Filter the data for lines with the word "React", then copy every line so identified.

═════ Given material

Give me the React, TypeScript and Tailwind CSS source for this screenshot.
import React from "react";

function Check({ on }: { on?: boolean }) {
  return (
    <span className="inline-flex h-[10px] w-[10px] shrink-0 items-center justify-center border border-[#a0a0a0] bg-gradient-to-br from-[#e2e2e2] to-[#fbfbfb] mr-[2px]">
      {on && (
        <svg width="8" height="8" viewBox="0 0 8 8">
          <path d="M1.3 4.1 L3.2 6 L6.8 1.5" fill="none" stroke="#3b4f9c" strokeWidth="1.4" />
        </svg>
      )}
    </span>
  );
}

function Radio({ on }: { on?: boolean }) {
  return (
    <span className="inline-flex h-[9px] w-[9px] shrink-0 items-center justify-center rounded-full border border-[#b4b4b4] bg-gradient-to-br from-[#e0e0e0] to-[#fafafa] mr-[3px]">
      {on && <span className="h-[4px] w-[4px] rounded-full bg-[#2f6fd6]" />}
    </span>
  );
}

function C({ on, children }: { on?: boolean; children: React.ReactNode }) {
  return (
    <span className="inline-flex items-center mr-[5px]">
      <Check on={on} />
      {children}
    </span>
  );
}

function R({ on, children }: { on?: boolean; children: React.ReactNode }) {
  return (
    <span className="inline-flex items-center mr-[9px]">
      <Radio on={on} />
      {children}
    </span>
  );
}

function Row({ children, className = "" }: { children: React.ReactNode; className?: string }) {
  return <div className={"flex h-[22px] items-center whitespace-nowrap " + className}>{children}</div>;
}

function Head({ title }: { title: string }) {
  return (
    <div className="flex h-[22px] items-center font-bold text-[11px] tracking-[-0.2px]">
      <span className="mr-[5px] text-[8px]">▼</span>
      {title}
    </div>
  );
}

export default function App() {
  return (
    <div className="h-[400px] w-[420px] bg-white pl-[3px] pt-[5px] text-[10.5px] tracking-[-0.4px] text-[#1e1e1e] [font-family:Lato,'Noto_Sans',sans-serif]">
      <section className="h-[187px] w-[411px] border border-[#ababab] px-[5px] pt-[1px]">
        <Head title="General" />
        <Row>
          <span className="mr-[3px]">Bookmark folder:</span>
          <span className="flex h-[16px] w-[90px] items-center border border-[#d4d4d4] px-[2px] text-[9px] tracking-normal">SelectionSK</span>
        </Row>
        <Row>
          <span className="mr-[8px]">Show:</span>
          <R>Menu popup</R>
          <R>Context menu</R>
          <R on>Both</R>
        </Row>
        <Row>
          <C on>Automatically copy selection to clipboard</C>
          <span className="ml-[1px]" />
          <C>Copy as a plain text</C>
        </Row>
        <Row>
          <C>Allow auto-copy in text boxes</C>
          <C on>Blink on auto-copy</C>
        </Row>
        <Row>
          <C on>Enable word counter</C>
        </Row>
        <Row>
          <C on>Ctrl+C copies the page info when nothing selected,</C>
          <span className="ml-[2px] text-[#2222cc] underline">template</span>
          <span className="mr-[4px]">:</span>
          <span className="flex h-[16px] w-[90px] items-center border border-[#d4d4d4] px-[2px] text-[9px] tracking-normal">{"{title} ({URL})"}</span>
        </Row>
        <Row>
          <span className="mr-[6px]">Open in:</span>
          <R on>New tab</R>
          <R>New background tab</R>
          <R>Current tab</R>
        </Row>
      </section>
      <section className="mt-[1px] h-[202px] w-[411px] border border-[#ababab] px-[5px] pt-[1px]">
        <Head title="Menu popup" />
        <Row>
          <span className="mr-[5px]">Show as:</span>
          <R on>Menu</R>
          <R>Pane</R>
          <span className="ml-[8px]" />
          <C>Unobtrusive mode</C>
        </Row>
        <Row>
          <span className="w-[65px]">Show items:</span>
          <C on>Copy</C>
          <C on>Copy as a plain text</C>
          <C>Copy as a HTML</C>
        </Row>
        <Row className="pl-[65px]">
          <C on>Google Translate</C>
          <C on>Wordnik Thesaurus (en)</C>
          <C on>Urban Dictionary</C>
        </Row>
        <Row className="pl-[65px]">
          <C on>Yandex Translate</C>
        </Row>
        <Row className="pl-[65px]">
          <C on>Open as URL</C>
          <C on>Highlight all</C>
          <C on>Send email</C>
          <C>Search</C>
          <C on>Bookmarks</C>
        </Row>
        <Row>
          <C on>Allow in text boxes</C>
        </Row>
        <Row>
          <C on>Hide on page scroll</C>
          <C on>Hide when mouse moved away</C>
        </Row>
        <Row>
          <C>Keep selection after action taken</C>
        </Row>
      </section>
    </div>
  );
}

══════════

> **Final result**:
Give me the React, TypeScript and Tailwind CSS source for this screenshot.
import React from "react";
function C({ on, children }: { on?: boolean; children: React.ReactNode }) {
function R({ on, children }: { on?: boolean; children: React.ReactNode }) {
function Row({ children, className = "" }: { children: React.ReactNode; className?: string }) {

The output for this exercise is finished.